Wishing and complaining won't help. We owe it to ourselves to help our local and state representatives understand our wants, needs, and desires. Let us catalog who we are, agree upon needs for safety, outline our likes in new features for small structures, and affect change through legal means within the system. Let us look at existing standards and define what makes a tiny house different from larger model homes currently accepted as a "good enough" minimum in size and standard. Let us applaud this revolutionary shift in thinking, and show how bigger isn't necessarily better when carried on the shoulders of a collapsing middle class society in a shrinking global economy.

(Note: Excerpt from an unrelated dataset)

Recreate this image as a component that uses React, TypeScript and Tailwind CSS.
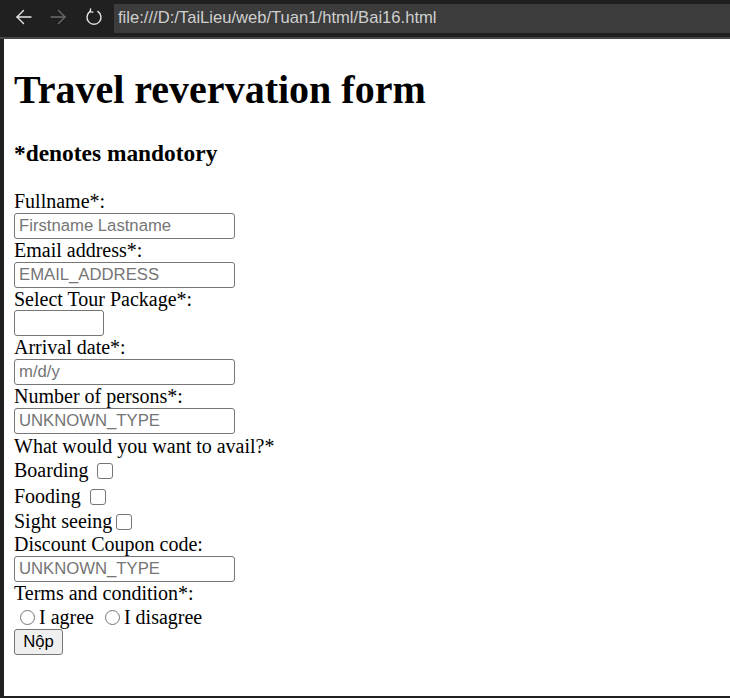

There's a growing gap between the minimum sizes and standards required by many municipalities, and the adapted interests in more minimal living as represented by the tiny house community. Its true, we have our easily identified icons and online advocates, though we lack a larger voice that speaks on behalf of the greater good.
Let us do more than just sit, smile, and enjoy the show. We have genuine needs and interests, and must demand more than the false hope promoted by those who continually cash in on the tiny house trend.
My goal is to understand the existing requirements and find ways to design small homes that legally live within the prescriptive guidelines. Further, I hope to help foster change where outdated codes and overly restrictive zoning regulations limit our right to live in smaller homes in communities or private land.
Public safety concerns always add a layer of complexity and will maintain a form of restriction. However, if our proposed practices do not pose harm to ourselves or others, what's the big issue about a tiny house?
In the end, we have our rights, and must fight for our freedom. Join us in this time of change, or merely wish us luck with this ongoing challenge!